Good work with that drill press. I had a couple of 1/2" holes to drill in the rear frame section and had to wedge my body between the frame rail and the tail ends of the hat channel to get the leverage needed. I am so glad I had a fresh bit for that chore.
 
So I want to fill in this indentation on both sides of the engine bay lid. With the roof raise I plan on deleting the rear windows and having a full canvas for a mural. I also plan on an array of lights on the back. I’ll locate the license plate down to the bumper where the Blue Bird tag is right now.

Any suggestions on how to get rid of these indentations?
It depends on your skillset.


If it were me, I would weld in a piece of sheet metal the same size of the indent's outer edges then finish up with the needed bodywork.


You might get away with filling it with something like Bondo to fill it in, but Bondo does not do well when applied that thick.

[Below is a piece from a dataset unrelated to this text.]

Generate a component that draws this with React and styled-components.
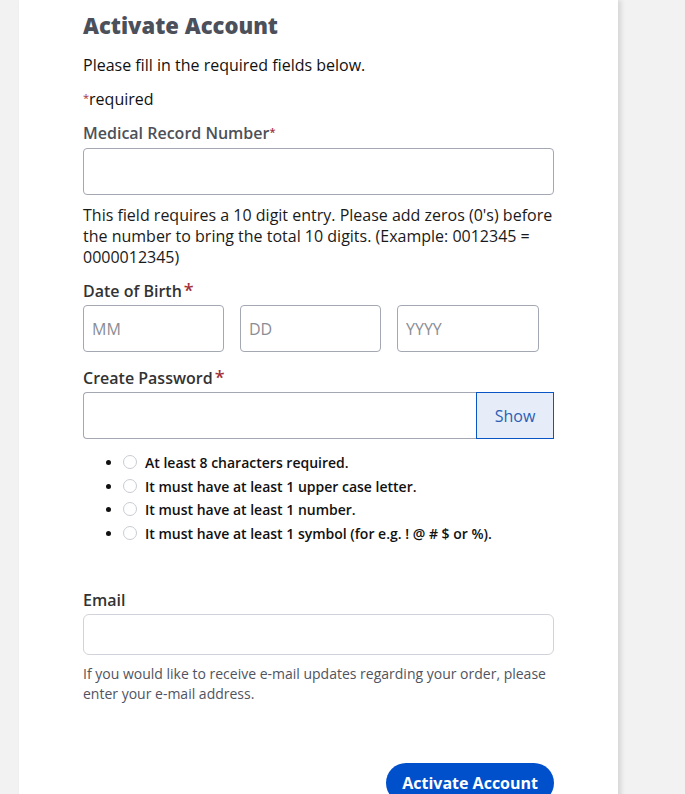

You can replace the panel entirely. That is what I did on our back wall on the outside (i.e. the skin) due to rustout. Remounted the lights in a different configuration.
You might also use bodyworking techniques to pull that indent back out ... but the skin on these beasts is quite thick and it takes a lot of muscle to bend it to your will. I have done a little on ours, and it takes orders of magnitude more strength than automobile skins.
 
I guess you’ll have to explain which part is the flange. I didn’t see anything in those diagrams labeling that part. The place where the frame was 1/2” thick was along the lower level of the frame where the fuel tank is located. There must be an additional plate in there because the hole above it was only 1/4” thick.
 
I guess you’ll have to explain which part is the flange. I didn’t see anything in those diagrams labeling that part. The place where the frame was 1/2” thick was along the lower level of the frame where the fuel tank is located. There must be an additional plate in there because the hole above it was only 1/4” thick.

where not to drill.png

The two horizontal parts (as they're oriented in the chassis rails) of the C-channel are the flanges. The little x marks show where you shouldn't drill on it.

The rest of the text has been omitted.